Thursday 4 December 2014

'Say When'. Say What?


On the evening I saw ‘Say When’, I got into an argument with my date. Yes, ‘Interstellar’ looked great- look at those effects, look at that cinematography! No, I was not averse to seeing it at some point but it had been a long and trying week and I was in no mood for two and a half hours of beautiful, plodding spectacle. I wanted to be able to be able to switch my mind off and indulge in nonsense. ‘Say When’ looked like it would fit the bill, a light comedy with Keira Knightly having some sort of quarter-life crisis and completely justifiably jumping Sam Rockwell’s bones. It looked like offbeat fun, but with a bit of an indie brain. Sam Rockwell was in ‘Moon’, I pointed out as the date flopped into the seat next to me. Now tell me you never get your own way.

‘Interstellar’ does look pretty good, though.
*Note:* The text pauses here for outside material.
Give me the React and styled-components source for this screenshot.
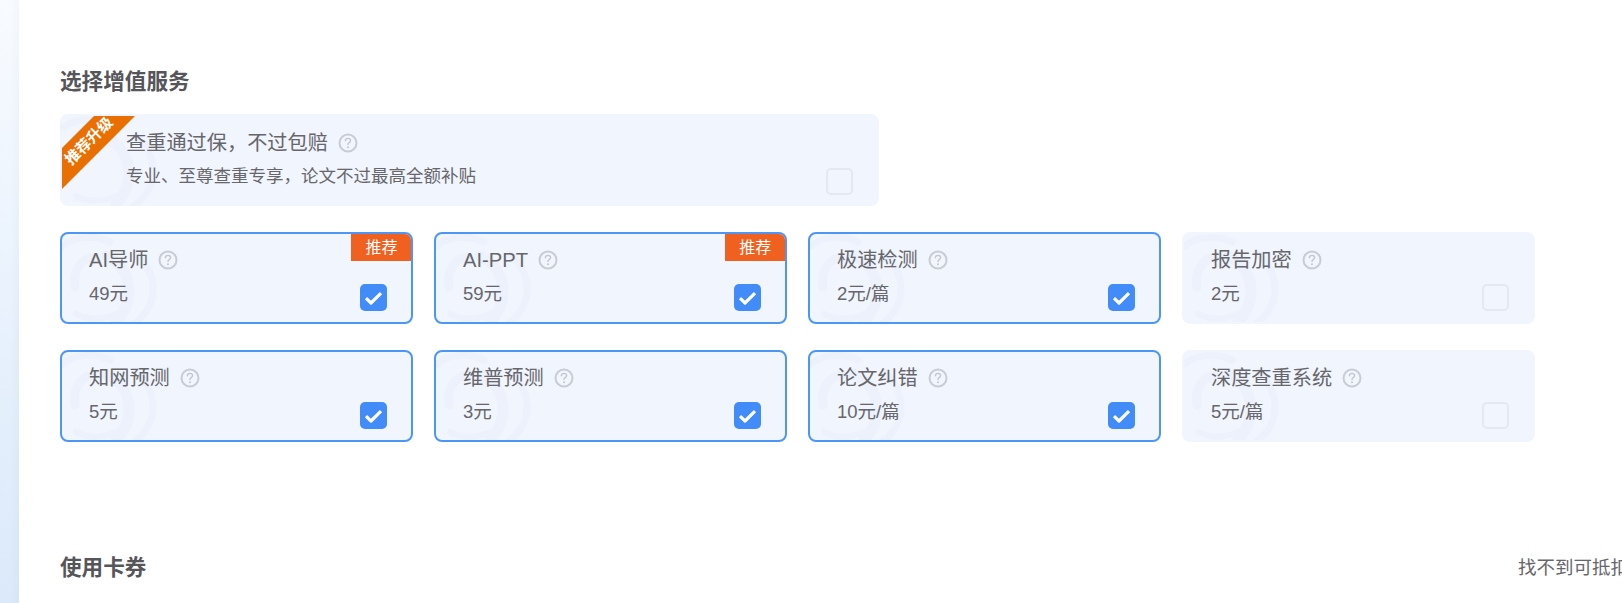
import React from 'react';
import styled, { createGlobalStyle } from 'styled-components';

const GlobalStyle = createGlobalStyle`
  html, body {
    margin: 0;
    padding: 0;
    height: 603px;
    overflow: hidden;
    background: #fff;
    font-family: "Liberation Sans", "Noto Sans CJK SC", sans-serif;
  }
`;

const Page = styled.div`
  display: flex;
  width: 1622px;
  height: 603px;
  overflow: hidden;
`;

const SideStrip = styled.div`
  flex: 0 0 19px;
  background: linear-gradient(180deg, #f8fbff 0%, #e9f2fd 50%, #dbe9fa 100%);
  box-shadow: inset -8px 0 8px -6px rgba(120, 130, 140, 0.06);
`;

const Main = styled.main`
  flex: 0 0 1700px;
  padding: 69px 0 0 41px;
  box-sizing: border-box;
`;

const Heading = styled.h2`
  margin: 0;
  font-size: 21.6px;
  line-height: 26px;
  font-weight: 700;
  color: #55555a;
`;

const CardBase = styled.div`
  position: relative;
  box-sizing: border-box;
  background: #f1f5fd;
  border-radius: 8px;
  overflow: hidden;
`;

const Banner = styled(CardBase)`
  width: 819px;
  height: 92px;
  margin-top: 19px;
  padding: 16px 16px 0 66px;
`;

const Ribbon = styled.div`
  position: absolute;
  left: 2px;
  top: 2px;
  width: 73px;
  height: 73px;
  background: #e96f02;
  clip-path: polygon(32px 0, 73px 0, 0 73px, 0 32px);
`;

const RibbonText = styled.span`
  position: absolute;
  left: -4px;
  top: 15px;
  width: 62px;
  line-height: 20px;
  text-align: center;
  font-size: 15px;
  font-weight: 700;
  color: #fff;
  white-space: nowrap;
  transform: rotate(-45deg);
`;

const Title = styled.div`
  display: flex;
  align-items: center;
  gap: 10px;
  font-size: 20.2px;
  line-height: 26px;
  color: #66666b;
`;

const BannerNote = styled.div`
  margin-top: 8px;
  font-size: 17.5px;
  line-height: 24px;
  color: #66666b;
`;

const Grid = styled.div`
  display: grid;
  grid-template-columns: repeat(4, 353.4px);
  grid-auto-rows: 92px;
  column-gap: 20.6px;
  row-gap: 26px;
  margin-top: 26px;
`;

const Card = styled(CardBase)`
  padding: 13px 0 0 27px;
  border: 2px solid ${(p) => (p.$on ? '#4c97f5' : 'transparent')};
`;

const Price = styled.div`
  margin-top: 9px;
  font-size: 18.5px;
  line-height: 24px;
  color: #66666b;
`;

const Badge = styled.div`
  position: absolute;
  top: 0;
  right: 0;
  width: 60px;
  height: 27px;
  background: #f0611f;
  color: #fff;
  font-size: 16px;
  line-height: 27px;
  text-align: center;
`;

const Check = styled.div`
  position: absolute;
  right: ${(p) => (p.$inset ? '26px' : '24px')};
  bottom: 11px;
  box-sizing: border-box;
  width: 27px;
  height: 27px;
  display: flex;
  align-items: center;
  justify-content: center;
  border-radius: 5px;
  background: ${(p) => (p.$on ? '#418cf8' : 'transparent')};
  border: ${(p) => (p.$on ? 'none' : '2px solid #e3e8f1')};
`;

const Swirl = styled.svg`
  position: absolute;
  left: -2px;
  top: -2px;
  width: 110px;
  height: 92px;
`;

const BannerSwirl = styled(Swirl)`
  left: 0;
  top: 0;
`;

const Content = styled.div`
  position: relative;
`;

const CouponRow = styled.div`
  display: flex;
  justify-content: space-between;
  align-items: center;
  margin-top: 113px;
  padding-right: 16px;
`;

const CouponNote = styled.span`
  font-size: 18.5px;
  line-height: 26px;
  color: #66666b;
  white-space: nowrap;
`;

const swirlPaths = (
  <>
    <path d="M3 14 C14 4 36 3 50 10" strokeWidth="7" />
    <path d="M76 22 C96 40 102 70 74 92" strokeWidth="7" />
    <path d="M46 24 C70 34 78 66 56 90" strokeWidth="11" />
    <path d="M15 55 C12 38 22 26 34 25" strokeWidth="9" />
    <path d="M16 82 C28 88 42 88 56 82" strokeWidth="6" />
  </>
);

const HelpIcon = () => (
  <svg width="20" height="20" viewBox="0 0 20 20" fill="none">
    <circle cx="10" cy="10" r="8.5" stroke="#c8ccd4" strokeWidth="2" />
    <path
      d="M7.4 7.8c0-1.5 1.1-2.4 2.6-2.4s2.6.9 2.6 2.2c0 1-.6 1.5-1.4 2-.8.5-1.2.9-1.2 1.9"
      stroke="#c4c7cf"
      strokeWidth="1.4"
      strokeLinecap="round"
    />
    <circle cx="10" cy="14.3" r="1" fill="#c4c7cf" />
  </svg>
);

const CheckMark = () => (
  <svg width="19" height="14" viewBox="0 0 19 14" fill="none">
    <path d="M2 7.2 L7 12 L17 2.2" stroke="#fff" strokeWidth="3.2" strokeLinejoin="round" />
  </svg>
);

const services = [
  { name: 'AI导师', price: '49元', on: true, badge: true },
  { name: 'AI-PPT', price: '59元', on: true, badge: true },
  { name: '极速检测', price: '2元/篇', on: true },
  { name: '报告加密', price: '2元', on: false },
  { name: '知网预测', price: '5元', on: true },
  { name: '维普预测', price: '3元', on: true },
  { name: '论文纠错', price: '10元/篇', on: true },
  { name: '深度查重系统', price: '5元/篇', on: false },
];

export default function App() {
  return (
    <Page>
      <GlobalStyle />
      <SideStrip />
      <Main>
        <Heading>选择增值服务</Heading>
        <Banner>
          <BannerSwirl viewBox="0 0 110 92" fill="none" stroke="#ecf1fb" strokeLinecap="round">
            {swirlPaths}
          </BannerSwirl>
          <Ribbon>
            <RibbonText>推荐升级</RibbonText>
          </Ribbon>
          <Content>
            <Title>
              {'查重通过保\uFF0C不过包赔'}
              <HelpIcon />
            </Title>
            <BannerNote>{'专业、至尊查重专享\uFF0C论文不过最高全额补贴'}</BannerNote>
          </Content>
          <Check $inset />
        </Banner>
        <Grid>
          {services.map((s) => (
            <Card key={s.name} $on={s.on}>
              <Swirl viewBox="0 0 110 92" fill="none" stroke="#ecf1fb" strokeLinecap="round">
                {swirlPaths}
              </Swirl>
              {s.badge && <Badge>推荐</Badge>}
              <Content>
                <Title>
                  {s.name}
                  <HelpIcon />
                </Title>
                <Price>{s.price}</Price>
              </Content>
              <Check $on={s.on}>{s.on && <CheckMark />}</Check>
            </Card>
          ))}
        </Grid>
        <CouponRow>
          <Heading>使用卡券</Heading>
          <CouponNote>{'找不到可抵扣的卡券\uFF1F'}</CouponNote>
        </CouponRow>
      </Main>
    </Page>
  );
}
Knightly plays Meg, an overeducated but directionless late twenty-something struggling to make those big life decisions whilst everyone around her continues to tick off the life boxes: love, wealth, career. In opening scenes we watch her working a menial job for her overindulgent father, fail to connect with her more settled childhood friends, and duck a meeting with a careers advisor by skulking around and watching TV instead. As a late twenty-something armed with childish avoidance tactics, self-deprecation and a great education I’m not entirely sure what to do with, I found these opening scenes funny and relatable. Meg’s just like me!

Unfortunately, about twenty minutes in, Meg meets a bunch of teenagers, gets drunk with them and starts tediously throwing toilet paper around. Ah. I wouldn’t do that, you see. The date, slumped next to me, began to yawn. After a proposal from her soppy boyfriend, one of Meg’s new friends (a believable Chloe Grace Moretz) allows her to hide out at her house for a week. Sam Rockwell is the patriarch of the house. Sparks begin to fly. And I knew it as the end of the road for this film and I.

Ask anyone who knows me – If a film has enough magic, I will swallow any old implausible plot bullshit, because I believe in the magic of cinema like an old fool and constantly fantasise that the next film I watch will have the same effect on me as ‘Back to the Future’ did when I was ten, transcending Cineworld and whisking me away to another world entirely. On every trip to the cinema the same dialogue runs through my mind: Dear Next Film I See, it does not matter one iota that you have scored 58% and distinctly mediocre reviews on Rotten Tomatoes, push my buttons enough and you never know, you could be the next ONE.

However. Asking me to believe that a character such as Sam Rockwell’s Craig, a strict and loving father, a LAWYER, would let a stranger stay in his house for an entire week, for no discernible reason other than she bears an uncanny resemblance to that pretty actress from ‘Atonement’, is witless. This main plotline is played completely straight instead of treated with the kind of surreal, quirky humour such implausibility requires, and this renders the atmosphere flat and hollow. By the end of this sorry mess Meg does not need to worry about getting a job anymore (who needs that stress anyway, eh ladies?) and has taken up with Rockwell instead, presumably to take on the dream life role of ‘stepmother to someone ten years younger than her.’

It’s not just this elephantine plot hole that I object to. Relationships between the characters are pushed to the side just as they begin to take shape, the nuances of Meg’s interactions with her father and friends dropped in favour of hurrying the film to its final conclusion – all Meg really needed was the right man, all along, problems solved. The direction is lifeless and uninspired, one brief static shot follows another then another, all bringing nothing slightly original to the table. The dialogue is also mercilessly clunky. Meg has an epiphany towards the film’s conclusion and delivers a speech comparing herself to a snake that needs to shed its skin. It is so embarrassing the armrests still had imprints of my fingernails in them when the end credits began to roll.

I am by nature a fairly cynical and grumpy person but I have never walked through cinema doors armed with anything other than a kind of determined, joyous anticipation, not just because I am paying to see the bloody thing but because film genuinely excites me. I wanted this film to be cheeky and charming, I wanted to chuckle gently and above all, I wanted to be right, dammit. The date jumped up as soon as the credits began to roll and nudged my knee, and even in the darkness I could see that he was somehow pulling off an expression of annoyed triumph. Off we trudged, so that I may admit that I, on this one occasion, had misfired.